A skinny middle-aged guy wearing a “CSI” cap paced up and down the aisle, yelling for someone to call the police and saying that he saw it all, that the girl started it. I held on. The girl resumed cursing at the Honored Citizen but was not fighting me at all.

It's hard to estimate time when violence and adrenaline are flowing, but I'll guess that no more than 20 seconds into all this, a couple of the girl's teenage friends made their way from the back up to the situation. The two boys were bigger than me. The girl was between me and them. One said to me, in what I took to be a neutral tone, “You can't keep holding her like that. That's not right.” Still, I felt vaguely threatened. I took my hands off the girl and she and her friends bolted out the back door.

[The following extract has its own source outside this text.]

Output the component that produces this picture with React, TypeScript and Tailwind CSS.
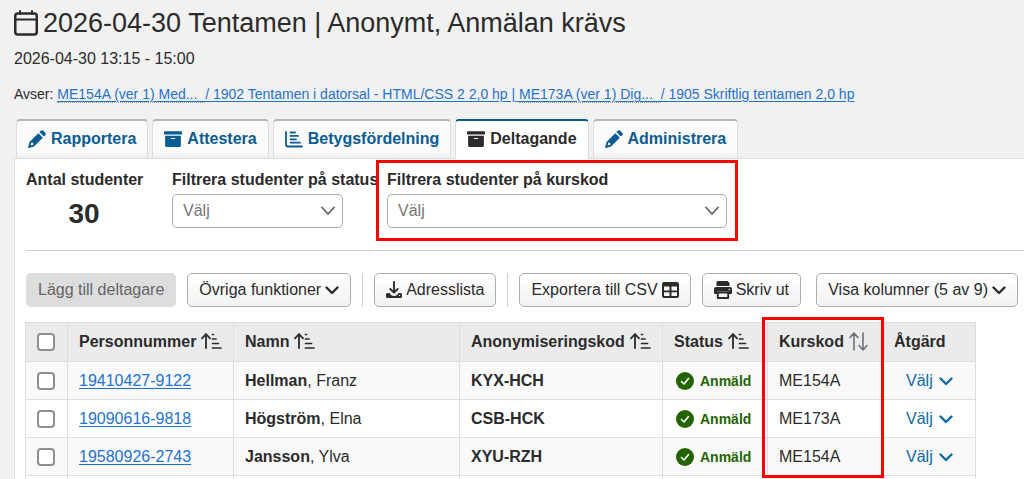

A second later, before the door could close, she stuck her head inside and spit and screeched at the Honored Citizen one last time. I couldn't understand what she said. Then she was gone.

The driver announced that he would wait for police. The Honored Citizen stood and walked calmly to the front, cart under his arm. I looked for blood, bruises, torn fabric, but saw none. On my way to the front door I overheard the Honored Citizen talking. 

He said to the driver, “I was just sitting back there and that girl next to me was making rude remarks. Saying somebody was filthy and smelled like you know what and should wipe himself before going out in public. And then I realized she was talking about me. . . . “

The whiff I caught of him was not fresh, but more like a dirty shirt than soiled underwear.

Not wanting to take time for the cops, I jumped off. The girl and her entourage were nowhere to be seen. My heart was still racing, with my breath right behind it. I checked over my shoulder for a posse all the way home.